2. Inside `client`, we need to wrap `TcpStream` into an `Arc`, to be able to share it with the `client_writer`.
3. On login, we notify the broker.
Note that we `.unwrap` on send: broker should outlive all the clients and if that's not the case the broker probably panicked, so we can escalate the panic as well.
4. Similarly, we forward parsed messages to the broker, assuming that it is alive.
## Clean Shutdown
On of the problems of the current implementation is that it doesn't handle graceful shutdown.
If we break from the accept loop for some reason, all in-flight tasks are just dropped on the floor.
A more correct shutdown sequence would be:
1. Stop accepting new clients
2. Deliver all pending messages
3. Exit the process
A clean shutdown in a channel based architecture is easy, although it can appear a magic trick at first.
In Rust, receiver side of a channel is closed as soon as all senders are dropped.
That is, as soon as producers exit and drop their senders, the rest of the system shutdowns naturally.
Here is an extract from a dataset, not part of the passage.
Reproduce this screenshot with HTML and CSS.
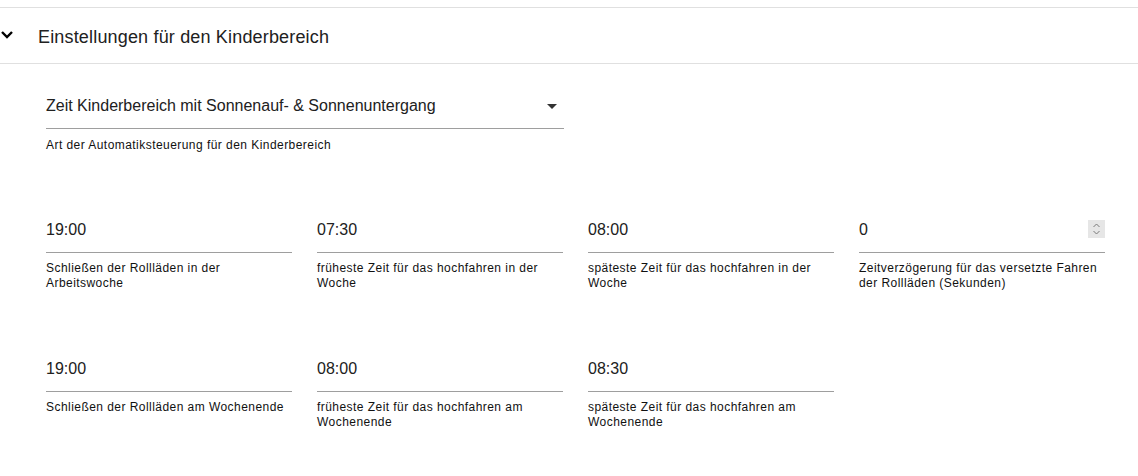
FILE: index.html
```html
<!DOCTYPE html>
<html lang="de">
    <head>
        <meta charset="UTF-8" />
        <meta name="viewport" content="width=device-width, initial-scale=1.0" />
        <title>Einstellungen für den Kinderbereich</title>
        <link rel="stylesheet" href="styles.css">
    </head>
    <body>
        <div class="panel">
            <div class="panel-header">
                <svg class="chevron" width="14" height="9" viewBox="0 0 14 9">
                    <path d="M2 2 L7 7 L12 2" fill="none" stroke="#000" stroke-width="2.4" />
                </svg>
                <span class="panel-title">Einstellungen für den Kinderbereich</span>
            </div>
            <div class="panel-body">
                <div class="field select-field">
                    <div class="field-input">
                        <span class="value">Zeit Kinderbereich mit Sonnenauf- &amp; Sonnenuntergang</span>
                        <span class="select-arrow"></span>
                    </div>
                    <div class="helper">Art der Automatiksteuerung für den Kinderbereich</div>
                </div>

                <div class="field-grid">
                    <div class="field">
                        <div class="field-input"><span class="value">19:00</span></div>
                        <div class="helper">Schließen der Rollläden in der Arbeitswoche</div>
                    </div>
                    <div class="field">
                        <div class="field-input"><span class="value">07:30</span></div>
                        <div class="helper">früheste Zeit für das hochfahren in der Woche</div>
                    </div>
                    <div class="field">
                        <div class="field-input"><span class="value">08:00</span></div>
                        <div class="helper">späteste Zeit für das hochfahren in der Woche</div>
                    </div>
                    <div class="field">
                        <div class="field-input">
                            <span class="value">0</span>
                            <span class="spinner">
                                <svg width="17" height="18" viewBox="0 0 17 18">
                                    <path d="M5.5 7 L8.5 4 L11.5 7 M5.5 11 L8.5 14 L11.5 11" fill="none" stroke="#7a7a7a" stroke-width="1" />
                                </svg>
                            </span>
                        </div>
                        <div class="helper">Zeitverzögerung für das versetzte Fahren der Rollläden (Sekunden)</div>
                    </div>
                    <div class="field">
                        <div class="field-input"><span class="value">19:00</span></div>
                        <div class="helper">Schließen der Rollläden am Wochenende</div>
                    </div>
                    <div class="field">
                        <div class="field-input"><span class="value">08:00</span></div>
                        <div class="helper">früheste Zeit für das hochfahren am Wochenende</div>
                    </div>
                    <div class="field">
                        <div class="field-input"><span class="value">08:30</span></div>
                        <div class="helper">späteste Zeit für das hochfahren am Wochenende</div>
                    </div>
                </div>
            </div>
        </div>
    </body>
</html>
```

FILE: styles.css
```css
body {
    font-family: "Liberation Sans", Arial, sans-serif;
    margin: 0;
    background-color: #fff;
    color: rgba(0, 0, 0, 0.87);
}
.panel {
    margin-top: 7px;
    border-top: 1px solid #e0e0e0;
}
.panel-header {
    display: flex;
    align-items: center;
    height: 55px;
    border-bottom: 1px solid #e0e0e0;
}
.chevron {
    margin-left: 0;
    margin-top: -3px;
}
.panel-title {
    margin-left: 24px;
    margin-top: 3px;
    font-size: 18px;
    letter-spacing: 0.17px;
    color: #212121;
}
.panel-body {
    padding: 0 32px 0 46px;
}
.select-field {
    width: 518px;
    margin-top: 32px;
}
.field-input {
    display: flex;
    align-items: center;
    justify-content: space-between;
    height: 20px;
    padding-bottom: 12px;
    border-bottom: 1px solid #9e9e9e;
    font-size: 16px;
    line-height: 20px;
    color: #212121;
}
.select-arrow {
    width: 0;
    height: 0;
    margin-right: 7px;
    margin-top: 1px;
    border-left: 5px solid transparent;
    border-right: 5px solid transparent;
    border-top: 5px solid #333;
}
.helper {
    margin-top: 8px;
    font-size: 12px;
    line-height: 15px;
    letter-spacing: 0.45px;
    color: #111;
}
.select-field .helper {
    margin-top: 9px;
}
.field-grid {
    display: grid;
    grid-template-columns: repeat(4, 246px);
    column-gap: 25px;
}
.field-grid .field {
    padding-top: 67px;
    height: 72px;
}
.spinner {
    display: flex;
    background-color: #e6e6e6;
    margin-top: -2px;
}
```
In `async_std` this translates to two rules:
1. Make sure that channels form an acyclic graph.
2. Take care to wait, in the correct order, until intermediate layers of the system process pending messages.
In `a-chat`, we already have an unidirectional flow of messages: `reader -> broker -> writer`.
However, we never wait for broker and writers, which might cause some messages to get dropped.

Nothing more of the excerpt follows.